Career diplomat Cheryl Miles is currently taking steps to take up her post as Guyana ambassador to Venezuela, according to Minister of Governance Raphael Trotman who said yesterday that this should move faster after the UN concludes its current discussions with Caracas over the simmering border controversy between the two countries.
A UN team headed by Chef de Cabinet of the Office of the Secretary General of the United Nations, Susana Malcorra is currently in Caracas where it is engaged in discussions on the controversy resulting from Venezuela’s challenge to the validity of the 1899 Arbitral Award settling the Guyana/ Venezuela border. The six-member team had held discussions with the Guyana Government on Monday.
Speaking at a post-cabinet press briefing yesterday, Trotman told reporters that it is not a matter of if but rather when Miles will wing off to Venezuela.
He said that “preparations are in train for her to move her belongings to Venezuela”. He said that it is expected that when the UN team returns from Caracas “things will move a little faster”.
He said that it is important to note that though Venezuelan ambassador Reina Margarita Arratia Díaz was not physically in Georgetown, “she was not recalled (by Caracas), she was invited home for talks…” He noted that the Venezuela flag is still flying at the official residence of Diaz here in Guyana. This, he said is a “strong sign that the ambassador in a sense is still in residence, not physically there but the presence was still acknowledged”.

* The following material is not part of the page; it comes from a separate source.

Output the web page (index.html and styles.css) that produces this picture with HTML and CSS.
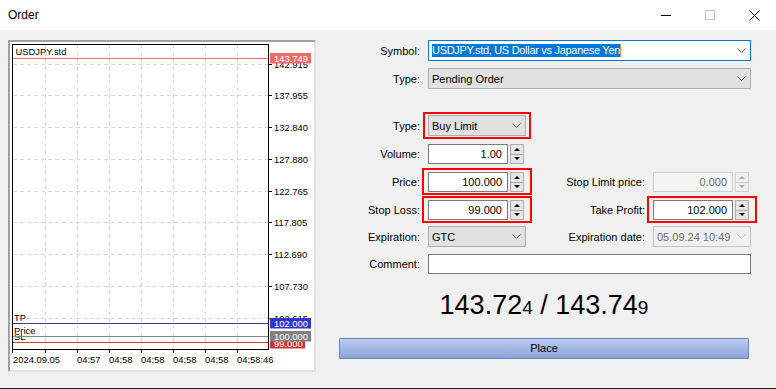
FILE: index.html
```html
<!DOCTYPE html>
<html>
<head>
  <meta charset="UTF-8">
  <title>Order</title>
  <link rel="stylesheet" href="styles.css">
</head>
<body>
  <div class="window">
    <div class="titlebar">
      <div class="title">Order</div>
      <div class="ctl">
        <svg width="10" height="10" viewBox="0 0 10 10"><line x1="0" y1="5.5" x2="10" y2="5.5" stroke="#000"/></svg>
      </div>
      <div class="ctl">
        <svg width="10" height="10" viewBox="0 0 10 10"><rect x="0.5" y="0.5" width="9" height="9" fill="none" stroke="#c6c6c6"/></svg>
      </div>
      <div class="ctl">
        <svg width="11" height="11" viewBox="0 0 11 11"><path d="M0.5 0.5 L10.5 10.5 M10.5 0.5 L0.5 10.5" stroke="#000" fill="none"/></svg>
      </div>
    </div>

    <div class="main">
      <div class="chart">
        <svg width="304" height="328" viewBox="10 42 304 328">
          <g class="grid">
            <line x1="13" y1="64.5" x2="268" y2="64.5"/>
            <line x1="13" y1="95.5" x2="268" y2="95.5"/>
            <line x1="13" y1="127.5" x2="268" y2="127.5"/>
            <line x1="13" y1="159.5" x2="268" y2="159.5"/>
            <line x1="13" y1="191.5" x2="268" y2="191.5"/>
            <line x1="13" y1="222.5" x2="268" y2="222.5"/>
            <line x1="13" y1="254.5" x2="268" y2="254.5"/>
            <line x1="13" y1="286.5" x2="268" y2="286.5"/>
            <line x1="13" y1="318.5" x2="268" y2="318.5"/>
            <line x1="45.5" y1="45" x2="45.5" y2="349"/>
            <line x1="77.5" y1="45" x2="77.5" y2="349"/>
            <line x1="109.5" y1="45" x2="109.5" y2="349"/>
            <line x1="141.5" y1="45" x2="141.5" y2="349"/>
            <line x1="173.5" y1="45" x2="173.5" y2="349"/>
            <line x1="205.5" y1="45" x2="205.5" y2="349"/>
            <line x1="237.5" y1="45" x2="237.5" y2="349"/>
          </g>

          <g class="ticks">
            <line x1="269" y1="64.5" x2="272" y2="64.5"/>
            <line x1="269" y1="95.5" x2="272" y2="95.5"/>
            <line x1="269" y1="127.5" x2="272" y2="127.5"/>
            <line x1="269" y1="159.5" x2="272" y2="159.5"/>
            <line x1="269" y1="191.5" x2="272" y2="191.5"/>
            <line x1="269" y1="222.5" x2="272" y2="222.5"/>
            <line x1="269" y1="254.5" x2="272" y2="254.5"/>
            <line x1="269" y1="286.5" x2="272" y2="286.5"/>
            <line x1="269" y1="318.5" x2="272" y2="318.5"/>
            <line x1="12.5" y1="350" x2="12.5" y2="353"/>
            <line x1="45.5" y1="350" x2="45.5" y2="353"/>
            <line x1="77.5" y1="350" x2="77.5" y2="353"/>
            <line x1="109.5" y1="350" x2="109.5" y2="353"/>
            <line x1="141.5" y1="350" x2="141.5" y2="353"/>
            <line x1="173.5" y1="350" x2="173.5" y2="353"/>
            <line x1="205.5" y1="350" x2="205.5" y2="353"/>
            <line x1="237.5" y1="350" x2="237.5" y2="353"/>
          </g>

          <g class="axis">
            <text x="274" y="67.8">142.915</text>
            <text x="274" y="98.8">137.955</text>
            <text x="274" y="130.8">132.840</text>
            <text x="274" y="162.8">127.880</text>
            <text x="274" y="194.8">122.765</text>
            <text x="274" y="225.8">117.805</text>
            <text x="274" y="257.8">112.690</text>
            <text x="274" y="289.8">107.730</text>
            <text x="274" y="321.8">102.615</text>
            <text x="13" y="363">2024.09.05</text>
            <text x="77" y="363">04:57</text>
            <text x="109" y="363">04:58</text>
            <text x="141" y="363">04:58</text>
            <text x="173" y="363">04:58</text>
            <text x="205" y="363">04:58</text>
            <text x="237" y="363">04:58:46</text>
            <text x="15.5" y="55">USDJPY.std</text>
            <text x="14" y="321">TP</text>
            <text x="14" y="340">SL</text>
            <text x="14" y="334">Price</text>
          </g>

          <line x1="13" y1="58.5" x2="268" y2="58.5" stroke="#ee6a6a"/>
          <line x1="13" y1="323.5" x2="268" y2="323.5" stroke="#3a3a9e"/>
          <line x1="13" y1="336.5" x2="268" y2="336.5" stroke="#858585"/>
          <line x1="13" y1="342.5" x2="268" y2="342.5" stroke="#d33a3a"/>

          <rect x="12.5" y="44.5" width="256" height="305" fill="none" stroke="#000"/>

          <g class="tags">
            <rect x="270" y="53" width="41" height="10.5" fill="#f06a6a"/>
            <text x="274" y="61.7">143.749</text>
            <rect x="270" y="318" width="41" height="10.5" fill="#3434c6"/>
            <text x="274" y="326.6">102.000</text>
            <rect x="270" y="338" width="35" height="10.5" fill="#cc3434"/>
            <text x="274" y="346.8">99.000</text>
            <rect x="270" y="331" width="41" height="10.5" fill="#808080"/>
            <text x="274" y="339.6">100.000</text>
          </g>
        </svg>
      </div>

      <div class="form">
        <div class="row tall">
          <label>Symbol:</label>
          <div class="combo focus span3">
            <span class="sel">USDJPY.std, US Dollar vs Japanese Yen</span>
            <svg class="chev" width="9" height="5" viewBox="0 0 9 5"><polyline points="0.5,0.5 4.5,4.5 8.5,0.5"/></svg>
          </div>
        </div>

        <div class="row tall mt7">
          <label>Type:</label>
          <div class="combo span3">
            <span>Pending Order</span>
            <svg class="chev" width="9" height="5" viewBox="0 0 9 5"><polyline points="0.5,0.5 4.5,4.5 8.5,0.5"/></svg>
          </div>
        </div>

        <div class="row tall mt26">
          <label>Type:</label>
          <div class="combo hl">
            <span>Buy Limit</span>
            <svg class="chev" width="9" height="5" viewBox="0 0 9 5"><polyline points="0.5,0.5 4.5,4.5 8.5,0.5"/></svg>
          </div>
        </div>

        <div class="row mt8">
          <label>Volume:</label>
          <div class="field">
            <div class="input">1.00</div>
            <div class="spin"><i class="up"></i><i class="dn"></i></div>
          </div>
        </div>

        <div class="row mt8">
          <label>Price:</label>
          <div class="field hl hl-in">
            <div class="input">100.000</div>
            <div class="spin"><i class="up"></i><i class="dn"></i></div>
          </div>
          <label>Stop Limit price:</label>
          <div class="field off">
            <div class="input">0.000</div>
            <div class="spin"><i class="up"></i><i class="dn"></i></div>
          </div>
        </div>

        <div class="row mt8">
          <label>Stop Loss:</label>
          <div class="field hl hl-in">
            <div class="input">99.000</div>
            <div class="spin"><i class="up"></i><i class="dn"></i></div>
          </div>
          <label>Take Profit:</label>
          <div class="field hl hl-in">
            <div class="input">102.000</div>
            <div class="spin"><i class="up"></i><i class="dn"></i></div>
          </div>
        </div>

        <div class="row tall mt6">
          <label>Expiration:</label>
          <div class="combo">
            <span>GTC</span>
            <svg class="chev" width="9" height="5" viewBox="0 0 9 5"><polyline points="0.5,0.5 4.5,4.5 8.5,0.5"/></svg>
          </div>
          <label>Expiration date:</label>
          <div class="combo off">
            <span>05.09.24 10:49</span>
            <svg class="chev" width="9" height="5" viewBox="0 0 9 5"><polyline points="0.5,0.5 4.5,4.5 8.5,0.5"/></svg>
          </div>
        </div>

        <div class="row mt7">
          <label>Comment:</label>
          <div class="input span3"></div>
        </div>

        <div class="quote">143.72<small>4</small> / 143.74<small>9</small></div>

        <div class="place">Place</div>
      </div>
    </div>
  </div>
</body>
</html>
```

FILE: styles.css
```css
body {
  margin: 0;
  background: #1e1e1e;
  font: 11px "Liberation Sans", Arial, sans-serif;
  color: #000;
}
.window {
  width: 776px;
  height: 388px;
  background: #f0f0f0;
  overflow: hidden;
}

/* title bar */
.titlebar {
  height: 30px;
  background: #fff;
  display: flex;
  align-items: center;
}
.title {
  flex: 1;
  padding-left: 8px;
  font-size: 12px;
}
.ctl {
  width: 44px;
  height: 30px;
  display: flex;
  align-items: center;
  justify-content: center;
}
.ctl svg {
  display: block;
}

.main {
  display: flex;
  padding: 10px 0 0 8px;
}

/* chart */
.chart {
  width: 304px;
  height: 328px;
  border: 2px solid;
  border-color: #a0a0a0 #e3e3e3 #e3e3e3 #a0a0a0;
  background: #fff;
}
.chart svg {
  display: block;
}
.grid line {
  stroke: #d9d9d9;
  stroke-dasharray: 4 3;
}
.ticks line {
  stroke: #000;
}
.chart text {
  font: 9.4px "Liberation Sans", Arial, sans-serif;
  fill: #000;
}
.tags text {
  fill: #fff;
}

/* form */
.form {
  margin-left: 14px;
  width: 421px;
}
.row {
  display: grid;
  grid-template-columns: 90px 98px 111px 98px;
  column-gap: 8px;
  align-items: center;
  height: 20px;
}
.row.tall {
  height: 21px;
}
.mt6 { margin-top: 6px; }
.mt7 { margin-top: 7px; }
.mt8 { margin-top: 8px; }
.mt26 { margin-top: 26px; }
.row label {
  text-align: right;
  white-space: nowrap;
}
.span3 {
  grid-column: 2 / 5;
}

.combo {
  position: relative;
  height: 21px;
  box-sizing: border-box;
  border: 1px solid #adadad;
  background: #e1e1e1;
  display: flex;
  align-items: center;
  justify-content: space-between;
  padding: 0 4px 0 3px;
}
.combo.focus {
  border-color: #0078d7;
  background: #fff;
}
.combo .sel {
  background: #0078d7;
  color: #fff;
  line-height: 13px;
  letter-spacing: -0.3px;
  border-right: 1px solid #f08a24;
}
.chev polyline {
  fill: none;
  stroke: #505050;
}
.combo.off {
  background: #f0f0f0;
  border-color: #c4c4c4;
  color: #6d6d6d;
}
.combo.off .chev polyline {
  stroke: #c0c0c0;
}

.field {
  position: relative;
  display: flex;
  height: 20px;
}
.input {
  height: 20px;
  box-sizing: border-box;
  border: 1px solid #7a7a7a;
  background: #fff;
  line-height: 18px;
  text-align: right;
  padding-right: 5px;
}
.field .input {
  width: 80px;
}
.spin {
  width: 14px;
  height: 20px;
  margin-left: 2px;
  box-sizing: border-box;
  border: 1px solid #adadad;
  background: #e5e5e5;
  display: flex;
  flex-direction: column;
}
.spin i {
  flex: 1;
  display: flex;
  align-items: center;
  justify-content: center;
}
.spin i + i {
  border-top: 1px solid #adadad;
}
.spin i::before {
  content: "";
  border-left: 3px solid transparent;
  border-right: 3px solid transparent;
}
.spin .up::before {
  border-bottom: 3px solid #000;
}
.spin .dn::before {
  border-top: 3px solid #000;
}
.field.off .input {
  background: #f4f4f4;
  border-color: #cccccc;
  color: #6d6d6d;
}
.field.off .spin {
  border-color: #d0d0d0;
  background: #f0f0f0;
}
.field.off .spin i + i {
  border-top-color: #d0d0d0;
}
.field.off .spin .up::before {
  border-bottom-color: #a6a6a6;
}
.field.off .spin .dn::before {
  border-top-color: #a6a6a6;
}

/* red marks over the controls */
.hl::after {
  content: "";
  position: absolute;
  left: -6px;
  right: -6px;
  top: -4px;
  bottom: -4px;
  border: 2px solid #ff0000;
  pointer-events: none;
}
.field.hl {
  width: 98px;
}
.hl-in::after {
  bottom: -3px;
}

.quote {
  margin: 15px 0 0 9px;
  width: 410px;
  text-align: center;
  font-size: 27px;
  line-height: 32px;
}
.quote small {
  font-size: 19px;
}

.place {
  margin: 14px 0 0 9px;
  width: 410px;
  height: 21px;
  box-sizing: border-box;
  border: 1px solid #7186b8;
  border-radius: 1px;
  background: linear-gradient(#b9cdf2, #8ca2d6);
  line-height: 19px;
  text-align: center;
}
```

Following a September 28th meeting called by UN Secretary General Ban Ki-moon in New York, both the Guyana and Venezuelan presidents agreed to receive their respective ambassadors with Venezuela also accepting an investigative UN team which afterwards will report to the UN Secretary General for a decision on the way forward.
Meanwhile, Trotman said that President David Granger at the Cabinet meeting on Tuesday gave an update on Monday’s engagement with the UN team.
Trotman stated that the all-day meeting saw the government and the parliamentary opposition being represented. He said that government is pleased with the progress made during the discussions. “We put out our very just case why the 1899 arbitral award is final and why our position is a just one”, he said.
Newly-accredited US Ambassador to Guyana Perry Holloway recently urged that the Arbitral Award of 1899 settling the Guyana/Venezuela boundary be respected and he stressed that peaceful means consistent with international law should be used to settle the ongoing controversy between the two countries.
The relationship between the two countries has been deteriorating since May, when Venezuela’s President Nicolás Maduro issued a decree laying claim to most of Guyana’s territorial waters along the Essequibo Coast. That Decree was subsequently withdrawn and replaced with a new one that was still offensive. The initial decree was issued after United States-based oil company Exxon Mobil announced that it had discovered significant evidence of oil in the Stabroek Block offshore Demerara.
Guyana is insisting that the controversy be settled juridically, while Venezuela wants the Good Offices process to continue.